### Task details
Give an exact copy of every line, leaving images out.

## Begin

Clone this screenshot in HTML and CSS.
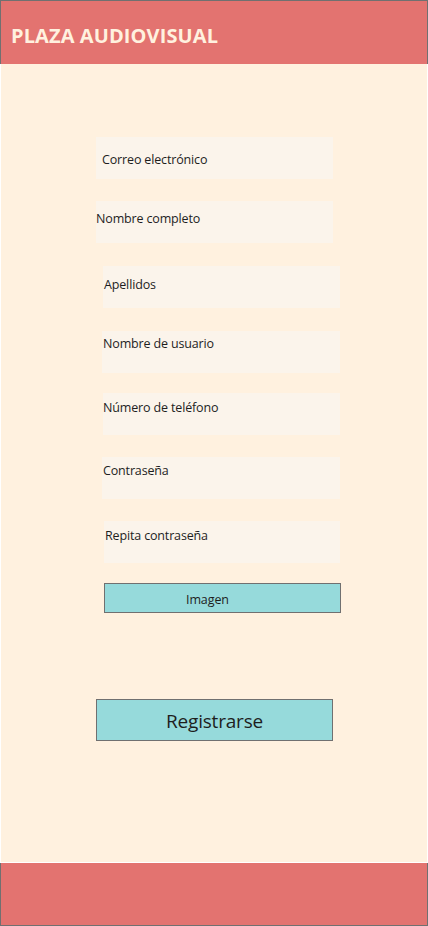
FILE: index.html
```html
<!DOCTYPE html>
<html lang="es">
<head>
<meta charset="utf-8">
<title>Plaza Audiovisual - Registro</title>
<link rel="stylesheet" href="styles.css">
</head>
<body>
<div class="page">
  <header class="topbar">
    <h1 class="brand">PLAZA AUDIOVISUAL</h1>
  </header>
  <main class="content">
    <form class="form">
      <div class="field f1">Correo electrónico</div>
      <div class="field f2">Nombre completo</div>
      <div class="field f3">Apellidos</div>
      <div class="field f4">Nombre de usuario</div>
      <div class="field f5">Número de teléfono</div>
      <div class="field f6">Contraseña</div>
      <div class="field f7">Repita contraseña</div>
      <div class="btn-image">Imagen</div>
      <div class="btn-submit">Registrarse</div>
    </form>
  </main>
  <footer class="bottombar"></footer>
</div>
</body>
</html>
```
FILE: styles.css
```css
* { box-sizing: border-box; }
html, body { margin: 0; padding: 0; }
body {
  background: #fff1df;
  font-family: "Open Sans", "Noto Sans", sans-serif;
  color: #1e1e1e;
}
.page {
  width: 428px;
  height: 926px;
  display: flex;
  flex-direction: column;
}
.topbar {
  height: 64px;
  background: #e37370;
  border: 1px solid #707070;
  border-bottom: none;
  padding: 23px 0 0 10px;
}
.brand {
  margin: 0;
  font-size: 20px;
  font-weight: 700;
  color: #fff1df;
  line-height: 24px;
  letter-spacing: 0.1px;
}
.content {
  flex: 1;
  border-left: 1px solid #fff;
  border-right: 1px solid #fff;
  border-bottom: 1px solid #fff;
  padding-top: 73px;
}
.form {
  display: flex;
  flex-direction: column;
  align-items: flex-start;
  padding-left: 95px;
}
.field {
  width: 237px;
  height: 42px;
  background: #fbf4eb;
  font-size: 12.5px;
  letter-spacing: -0.15px;
  line-height: 16px;
  padding-left: 1px;
}
.f1 { padding-top: 15px; padding-left: 6px; }
.f2 { margin-top: 22px; padding-top: 10px; padding-left: 0; }
.f3 { margin-top: 23px; margin-left: 7px; padding-top: 11px; }
.f4 { margin-top: 23px; margin-left: 6px; padding-top: 5px; width: 238px; }
.f5 { margin-top: 20px; margin-left: 7px; padding-top: 7px; padding-left: 0; }
.f6 { margin-top: 22px; margin-left: 6px; padding-top: 6px; width: 238px; }
.f7 { margin-top: 22px; margin-left: 8px; padding-top: 7px; width: 236px; }
.btn-image {
  margin-top: 20px;
  margin-left: 8px;
  width: 237px;
  height: 30px;
  background: #96dadb;
  border: 1px solid #707070;
  font-size: 12.5px;
  letter-spacing: -0.1px;
  line-height: 28px;
  padding: 2px 0 0 81px;
}
.btn-submit {
  margin-top: 86px;
  width: 237px;
  height: 42px;
  background: #96dadb;
  border: 1px solid #707070;
  font-size: 19px;
  letter-spacing: -0.2px;
  line-height: 40px;
  padding-top: 1px;
  text-align: center;
  color: #1e1e1e;
}
.bottombar {
  height: 63px;
  background: #e37370;
  border: 1px solid #707070;
  border-top: none;
}
```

## End

### Solution below
Clone this screenshot in HTML and CSS.
FILE: index.html
```html
<!DOCTYPE html>
<html lang="es">
<head>
<meta charset="utf-8">
<title>Plaza Audiovisual - Registro</title>
<link rel="stylesheet" href="styles.css">
</head>
<body>
<div class="page">
  <header class="topbar">
    <h1 class="brand">PLAZA AUDIOVISUAL</h1>
  </header>
  <main class="content">
    <form class="form">
      <div class="field f1">Correo electrónico</div>
      <div class="field f2">Nombre completo</div>
      <div class="field f3">Apellidos</div>
      <div class="field f4">Nombre de usuario</div>
      <div class="field f5">Número de teléfono</div>
      <div class="field f6">Contraseña</div>
      <div class="field f7">Repita contraseña</div>
      <div class="btn-image">Imagen</div>
      <div class="btn-submit">Registrarse</div>
    </form>
  </main>
  <footer class="bottombar"></footer>
</div>
</body>
</html>
```
FILE: styles.css
```css
* { box-sizing: border-box; }
html, body { margin: 0; padding: 0; }
body {
  background: #fff1df;
  font-family: "Open Sans", "Noto Sans", sans-serif;
  color: #1e1e1e;
}
.page {
  width: 428px;
  height: 926px;
  display: flex;
  flex-direction: column;
}
.topbar {
  height: 64px;
  background: #e37370;
  border: 1px solid #707070;
  border-bottom: none;
  padding: 23px 0 0 10px;
}
.brand {
  margin: 0;
  font-size: 20px;
  font-weight: 700;
  color: #fff1df;
  line-height: 24px;
  letter-spacing: 0.1px;
}
.content {
  flex: 1;
  border-left: 1px solid #fff;
  border-right: 1px solid #fff;
  border-bottom: 1px solid #fff;
  padding-top: 73px;
}
.form {
  display: flex;
  flex-direction: column;
  align-items: flex-start;
  padding-left: 95px;
}
.field {
  width: 237px;
  height: 42px;
  background: #fbf4eb;
  font-size: 12.5px;
  letter-spacing: -0.15px;
  line-height: 16px;
  padding-left: 1px;
}
.f1 { padding-top: 15px; padding-left: 6px; }
.f2 { margin-top: 22px; padding-top: 10px; padding-left: 0; }
.f3 { margin-top: 23px; margin-left: 7px; padding-top: 11px; }
.f4 { margin-top: 23px; margin-left: 6px; padding-top: 5px; width: 238px; }
.f5 { margin-top: 20px; margin-left: 7px; padding-top: 7px; padding-left: 0; }
.f6 { margin-top: 22px; margin-left: 6px; padding-top: 6px; width: 238px; }
.f7 { margin-top: 22px; margin-left: 8px; padding-top: 7px; width: 236px; }
.btn-image {
  margin-top: 20px;
  margin-left: 8px;
  width: 237px;
  height: 30px;
  background: #96dadb;
  border: 1px solid #707070;
  font-size: 12.5px;
  letter-spacing: -0.1px;
  line-height: 28px;
  padding: 2px 0 0 81px;
}
.btn-submit {
  margin-top: 86px;
  width: 237px;
  height: 42px;
  background: #96dadb;
  border: 1px solid #707070;
  font-size: 19px;
  letter-spacing: -0.2px;
  line-height: 40px;
  padding-top: 1px;
  text-align: center;
  color: #1e1e1e;
}
.bottombar {
  height: 63px;
  background: #e37370;
  border: 1px solid #707070;
  border-top: none;
}
```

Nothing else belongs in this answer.